Most data today is user-generated and unstructured. But because it’s so much easier and cheaper to generate data today, increased pressure is on the rest of the big data lifecycle, including storage, analytics, and computation, which are having to cope with data that is growing at an accelerated pace. The business with petabytes of data is not unusual today. One petabyte (PB) is 1,000 terabytes (TB), or 1,000,000 gigabytes (GB).
The explosion in information being generated has created a gap between the amount of data that can be collected and the amount that can be effectively and efficiently processed.
So much data. So. Much. Data.
Who Has the Iron to Process All This Data?
Performing any kind of meaningful analytics on today’s massive amounts of data requires significant, powerful hardware for processing, and who can afford to install and maintain that much iron? Not everyone. That’s where the cloud comes in. The elasticity of the cloud – where processing power scales up or down according to the task – is what is making the cloud so appealing, particularly to smaller organizations, who can now rival big companies in terms of analyzing mass quantities of data. As big data keeps growing, so do the cloud resources for handling it.
Use Cases for Cloud Analytics
Three main use cases for cloud analytics are pre-packaged cloud decision-making systems, cloud-based solutions for defining and building predictive models, and cloud-based deployments for embedding predictive analytics.
• “Decisions as a service” are pre-packaged, cloud-hosted systems that are used to provide decision-making based on predictive analysis. Applications could include things like selecting marketing offers, detecting fraud, and making instant credit decisions.
• Cloud-based solutions for defining and building predictive analytic models take data from the cloud and / or on-premises solutions. They assign computing resources on an as-needed basis, supporting demanding analytic algorithms that most organizations don’t have the resources to provide on-premises.
• Cloud deployment for embedding predictive analytics can insert predictive analytics into existing systems without predictive analytics capability. An example application might be linking internally developed “propensity to buy” models across multiple customer-facing systems.
Example: Google Cloud Dataflow
“Somebody call Steve and tell him his data is being delivered.”
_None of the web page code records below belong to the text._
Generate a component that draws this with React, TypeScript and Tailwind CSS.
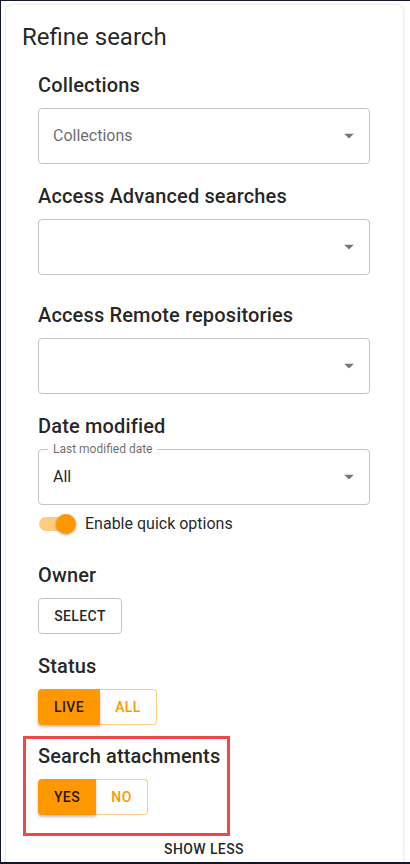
import React from 'react';

const font = { fontFamily: 'Roboto, "Noto Sans", Arial, sans-serif' };

function Caret() {
  return (
    <svg width="10" height="5" viewBox="0 0 10 5" className="absolute right-[15px] top-1/2 -translate-y-1/2">
      <path d="M0 0 L5 5 L10 0 Z" fill="rgba(0,0,0,0.54)" />
    </svg>
  );
}

function SelectBox({ value, placeholder, label }: { value?: string; placeholder?: string; label?: string }) {
  return (
    <div className="relative h-[56px] w-[332px] rounded-[4px] border border-[#c4c4c4]">
      {label && (
        <span className="absolute -top-[8px] left-[9px] bg-white px-[5px] text-[12px] leading-[14px] text-[rgba(0,0,0,0.6)]">
          {label}
        </span>
      )}
      <div className="flex h-full items-center pl-[14px] text-[16px]">
        {value && <span className="text-[rgba(0,0,0,0.87)]">{value}</span>}
        {placeholder && <span className="text-[rgba(0,0,0,0.6)]">{placeholder}</span>}
      </div>
      <Caret />
    </div>
  );
}

function Heading({ children }: { children: React.ReactNode }) {
  return <h3 className="text-[20px] font-medium leading-[32px] tracking-[0.15px] text-[rgba(0,0,0,0.87)]">{children}</h3>;
}

function Toggle({ on, off, onW, offW }: { on: string; off: string; onW: string; offW: string }) {
  return (
    <div className="flex h-[36px]">
      <div className={`${onW} flex items-center justify-center rounded-l-[4px] bg-[#ff9800] text-[14px] font-medium tracking-[0.4px] text-[rgba(0,0,0,0.87)] shadow-[0_2px_3px_rgba(0,0,0,0.25)]`}>
        {on}
      </div>
      <div className={`${offW} flex items-center justify-center rounded-r-[4px] border border-l-0 border-[#ffcc80] text-[14px] font-medium tracking-[0.4px] text-[#ff9800]`}>
        {off}
      </div>
    </div>
  );
}

export default function App() {
  return (
    <div style={font} className="h-[864px] w-[410px] overflow-hidden border-b-2 border-l border-t border-[#111827] bg-white pl-[5px] pt-[4px]">
      <div className="h-[900px] w-[397px] rounded-[6px] bg-white pl-[16px] pt-[16px] shadow-[0_0_3px_rgba(0,0,0,0.2)]">
        <h2 className="text-[24px] leading-[32px] text-[rgba(0,0,0,0.87)]">Refine search</h2>

        <div className="pl-[16px] pt-[16px]">
          <Heading>Collections</Heading>
          <div className="pt-[7px]">
            <SelectBox placeholder="Collections" />
          </div>

          <div className="pt-[16px]">
            <Heading>Access Advanced searches</Heading>
          </div>
          <div className="pt-[7px]">
            <SelectBox />
          </div>

          <div className="pt-[24px]">
            <Heading>Access Remote repositories</Heading>
          </div>
          <div className="pt-[7px]">
            <SelectBox />
          </div>

          <div className="pt-[16px]">
            <Heading>Date modified</Heading>
          </div>
          <div className="pt-[7px]">
            <SelectBox label="Last modified date" value="All" />
          </div>

          <div className="flex h-[37px] items-center">
            <div className="relative ml-[1px] h-[14px] w-[34px] rounded-full bg-[#ffcb7f]">
              <div className="absolute -top-[3px] left-[17px] h-[20px] w-[20px] rounded-full bg-[#ff9800] shadow-[0_1px_3px_rgba(0,0,0,0.35)]" />
            </div>
            <span className="pl-[12px] text-[16px] text-[rgba(0,0,0,0.87)]">Enable quick options</span>
          </div>

          <div className="pt-[17px]">
            <Heading>Owner</Heading>
          </div>
          <div className="pt-[7px]">
            <div className="flex h-[36px] w-[84px] items-center justify-center rounded-[4px] border border-[#c4c4c4] text-[14px] font-medium tracking-[0.4px] text-[rgba(0,0,0,0.87)]">
              SELECT
            </div>
          </div>

          <div className="pt-[16px]">
            <Heading>Status</Heading>
          </div>
          <div className="pt-[7px]">
            <Toggle on="LIVE" off="ALL" onW="w-[62px]" offW="w-[57px]" />
          </div>

          <div className="-ml-[15px] mt-[11px] h-[100px] w-[207px] border-[3px] border-[#f04848] pl-[12px] pt-[1px]">
            <Heading>Search attachments</Heading>
            <div className="pt-[7px]">
              <Toggle on="YES" off="NO" onW="w-[58px]" offW="w-[52px]" />
            </div>
          </div>

          <div className="w-[332px] pt-[3px] text-center text-[14px] font-medium leading-[20px] tracking-[0.4px] text-[rgba(0,0,0,0.87)]">
            SHOW LESS
          </div>
        </div>
      </div>
    </div>
  );
}
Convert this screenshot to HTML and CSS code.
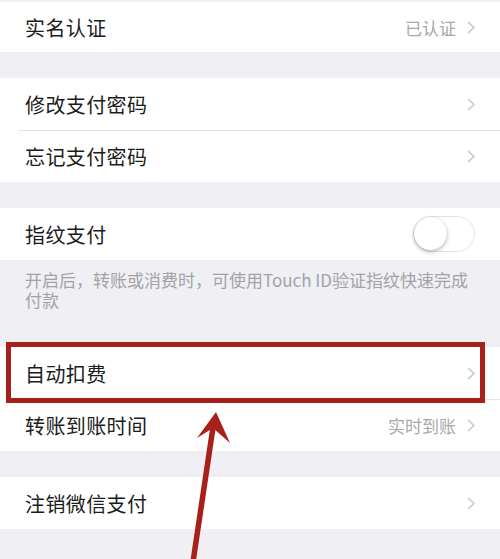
FILE: index.html
```html
<!DOCTYPE html>
<html lang="zh-CN">
<head>
    <meta charset="UTF-8">
    <meta name="viewport" content="width=device-width, initial-scale=1.0">
    <title>支付管理</title>
    <link rel="stylesheet" href="styles.css">
</head>
<body>
    <div class="page">
        <div class="group">
            <div class="row row-first">
                <span class="label">实名认证</span>
                <span class="value">已认证</span>
                <svg class="chevron" width="8" height="13" viewBox="0 0 8 13"><polyline points="1,1 7,6.5 1,12"/></svg>
            </div>
        </div>

        <div class="group">
            <div class="row">
                <span class="label">修改支付密码</span>
                <svg class="chevron" width="8" height="13" viewBox="0 0 8 13"><polyline points="1,1 7,6.5 1,12"/></svg>
            </div>
            <div class="row">
                <span class="label">忘记支付密码</span>
                <svg class="chevron" width="8" height="13" viewBox="0 0 8 13"><polyline points="1,1 7,6.5 1,12"/></svg>
            </div>
        </div>

        <div class="group group-tight">
            <div class="row">
                <span class="label">指纹支付</span>
                <div class="switch"><div class="knob"></div></div>
            </div>
        </div>
        <p class="hint">开启后，转账或消费时，可使用Touch ID验证指纹快速完成付款</p>

        <div class="group">
            <div class="row">
                <span class="label">自动扣费</span>
                <svg class="chevron" width="8" height="13" viewBox="0 0 8 13"><polyline points="1,1 7,6.5 1,12"/></svg>
            </div>
            <div class="row">
                <span class="label">转账到账时间</span>
                <span class="value">实时到账</span>
                <svg class="chevron" width="8" height="13" viewBox="0 0 8 13"><polyline points="1,1 7,6.5 1,12"/></svg>
            </div>
        </div>

        <div class="group">
            <div class="row">
                <span class="label">注销微信支付</span>
                <svg class="chevron" width="8" height="13" viewBox="0 0 8 13"><polyline points="1,1 7,6.5 1,12"/></svg>
            </div>
        </div>

        <!-- annotation drawn over the screenshot -->
        <div class="mark-box"></div>
        <svg class="mark-arrow" width="500" height="559" viewBox="0 0 500 559">
            <line x1="193" y1="562" x2="213.5" y2="424"/>
            <polygon points="216,412 230,443 213,428 197,438"/>
        </svg>
    </div>
</body>
</html>
```

FILE: styles.css
```css
:root {
    --bg-color: #efeff4;
    --line-color: #e4e4e8;
    --mark-color: #a8201b;
}

* {
    margin: 0;
    padding: 0;
    box-sizing: border-box;
}

body {
    font-family: "Noto Sans CJK SC", "Noto Sans", sans-serif;
    background: var(--bg-color);
    color: #1c1c1c;
    width: 500px;
    height: 559px;
    overflow: hidden;
}

.page {
    position: relative;
    padding-top: 2px;
    height: 559px;
}

.group {
    background: white;
    margin-bottom: 26px;
}

.group-tight {
    margin-bottom: 0;
}

.row {
    height: 52px;
    display: flex;
    align-items: center;
    padding: 0 25px;
    background: white;
}

.row-first {
    height: 50px;
}

.row + .row {
    margin-left: 18px;
    padding-left: 7px;
    border-top: 1px solid var(--line-color);
}

.label {
    flex: 1;
    font-size: 20px;
    letter-spacing: 0.4px;
}

.value {
    font-size: 17px;
    color: #a8a8a8;
    margin-right: 11px;
}

.chevron polyline {
    fill: none;
    stroke: #c4c4c8;
    stroke-width: 1.5;
}

.switch {
    width: 62px;
    height: 36px;
    border: 1.5px solid #e2e2e2;
    border-radius: 18px;
    background: white;
    position: relative;
}

.knob {
    position: absolute;
    left: 0;
    top: 0;
    width: 33px;
    height: 33px;
    border-radius: 50%;
    background: white;
    box-shadow: 0 2px 4px rgba(0, 0, 0, 0.25), 0 0 1px rgba(0, 0, 0, 0.2);
}

.hint {
    font-size: 17px;
    line-height: 20px;
    color: #a3a3a6;
    padding: 10px 25px 37px 25px;
}

.mark-box {
    position: absolute;
    left: 6px;
    top: 342px;
    width: 479px;
    height: 61px;
    border: 5px solid var(--mark-color);
}

.mark-arrow {
    position: absolute;
    left: 0;
    top: 0;
    pointer-events: none;
}

.mark-arrow line {
    stroke: var(--mark-color);
    stroke-width: 5.5;
}

.mark-arrow polygon {
    fill: var(--mark-color);
}
```
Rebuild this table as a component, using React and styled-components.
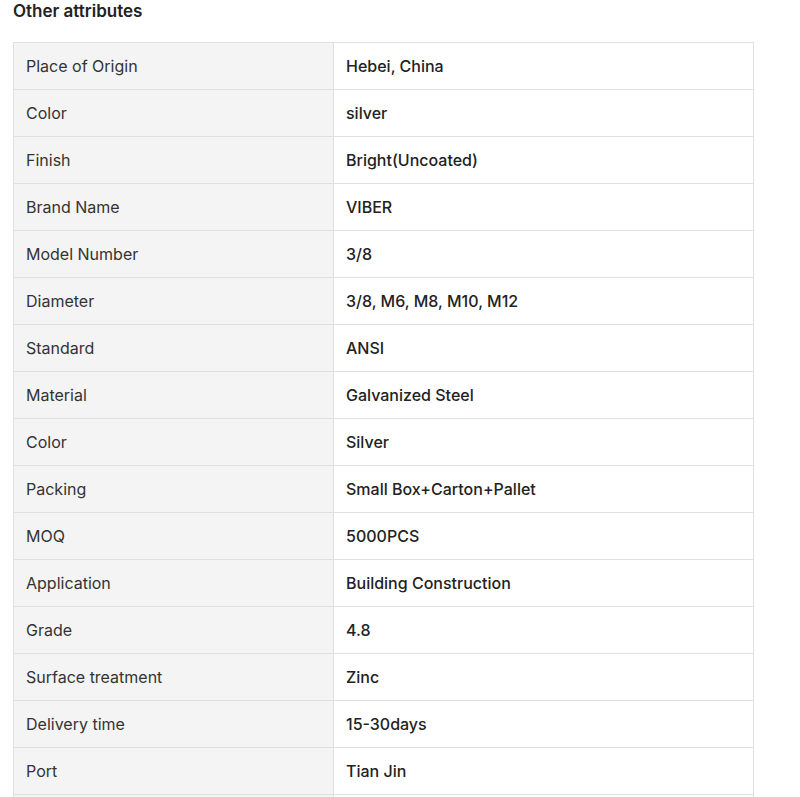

Google Cloud Dataflow lets companies use the cloud to create data pipelines where unstructured data goes in and analyzed data comes out. It can be used in either a batch or streaming mode. The goal of Google Cloud Dataflow is to allow companies to develop more powerful analytics that will let them monitor operations constantly. If a company were to push this task onto the IT department, simply cleaning up the data would take an enormous amount of resources. The cloud lets organizations use tools that have already been developed by behemoths like Google to get real-time or near-real-time analysis, potentially saving tens of millions of dollars in hardware and software costs.
Example: Amazon Kinesis
Amazon Kinesis, a fully managed service for processing streaming data on a large scale in real time, can collect and process hundreds of terabytes of data every hour from hundreds of thousands of sources. A company could, for example, write apps that process click-stream data in real time, or financial data or data from social media. Organizations use Amazon Kinesis to crunch data and generate alerts, create recommendations, or make real-time operational decisions. And since it’s in the cloud, they pay only for the resources they use. Amazon Web Services is completely based on a cloud model and currently has the broadest selection of products for cloud-based big data processing.
Big data analytics is one of the major drivers of rapid cloud growth. In the fourth quarter of 2013, revenues for the top 50 public cloud providers increased by 47%, and the overall cloud industry is expected to be worth $107 billion annually by 2017. The increase in cloud resources for big data analytics is great news for smaller businesses that otherwise wouldn’t have access to the computing resources necessary for deriving meaningful, actionable insight from big data. And it isn’t just major players like Google and Amazon offering these services, but an ever-increasing selection of companies that specifically want to put big data processing power into the hands of more organizations.